Eric finds that many gardeners developed their love of gardening growing up with a parent or relative who gardened and oftentimes that gardening experience centered around vegetable gardens. He remembers vividly the moment his kids first really got excited about gardening and it wasn't that different for him. With his children it was the point they came to the vegetable garden, they were 6 or 7 years old, and they were figuring out that the seeds they put in the ground just a few weeks earlier were now plants. They were now picking tomatoes, peppers and some really cool vegetables, like Japanese eggplant, and there was so much excitement that they were going to fill the giant basket of food, bring it inside and Mom was going to cook it. They were going to eat what they grew. Really cool. Thus he finds it rewarding to visit a public garden that devotes space to vegetable gardens.
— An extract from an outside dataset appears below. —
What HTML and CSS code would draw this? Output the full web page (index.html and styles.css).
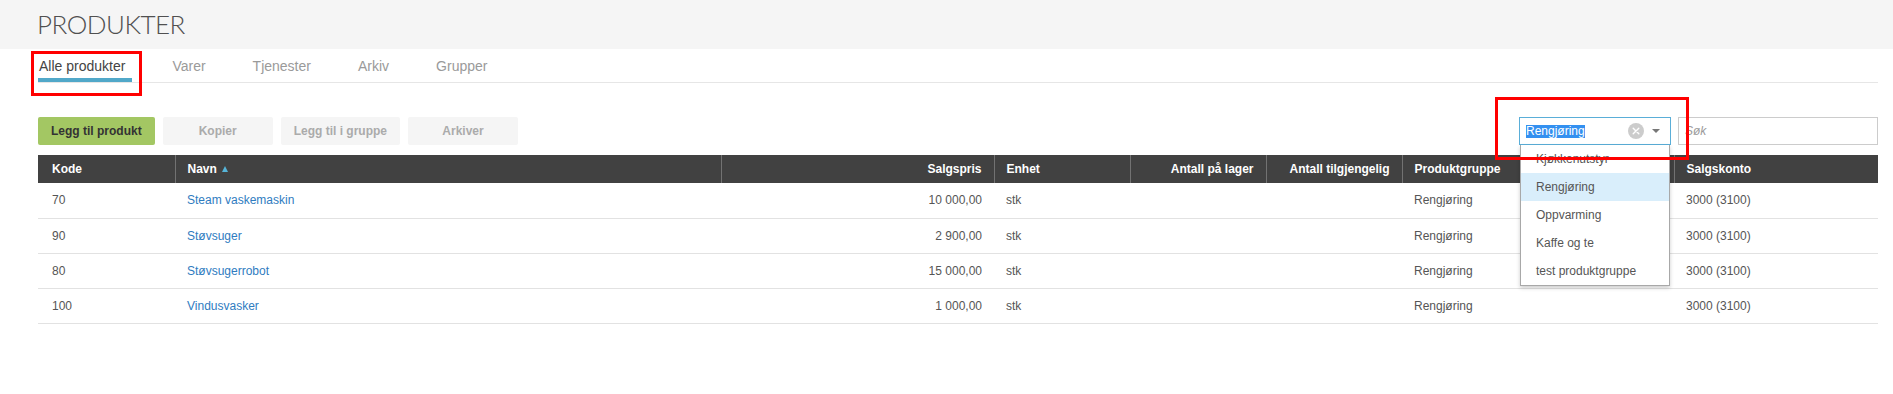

The guys are next joined by Calvin who is already an avid gardener. Calvin is 14. He confesses he likes to grow anything you can grow although his favorite is cucumbers. But he also likes to grow corn. Calvin doesn't see a plant as what it is when he puts it in the ground, rather sees it as what it can be. If you plant a seed it turns into a cucumber, it's amazing to see that transformation from a little seed into a full grown plant. And, it's not that tough to do, in fact it's easy. Calvin gives us a planting demonstration. He has some sunflower seeds. Of course they are not only beautiful but additionally attract birds and wildlife and we can eat them. Calvin shows us how he plants them. One can dig a little trench either with their finger or a shovel, dig it about an inch or so deep, just use good judgement, then plant each seed, just lay it down about 4 inches apart, then cover it up lightly and pat it down. Once that is done water the area, it will start germinating and by the end of the season one will have giant, beautiful flowers full of more seeds. It's almost too easy. Thanks Calvin, it was great to meet you and to know the next generation of gardeners is out there.
Spring ephemerals are some of the first plants to flower in the early spring long before most trees leaf out. They tend not to like the heat and will quickly disappear if temperatures get above 80 degrees. Spring ephemerals leaf out, bloom, go to seed, spread themselves about and then enter dormancy; they don't really die. All this happens in a two-month period, making them some of the most efficient of the flowering plants. That is what makes these plants so very special.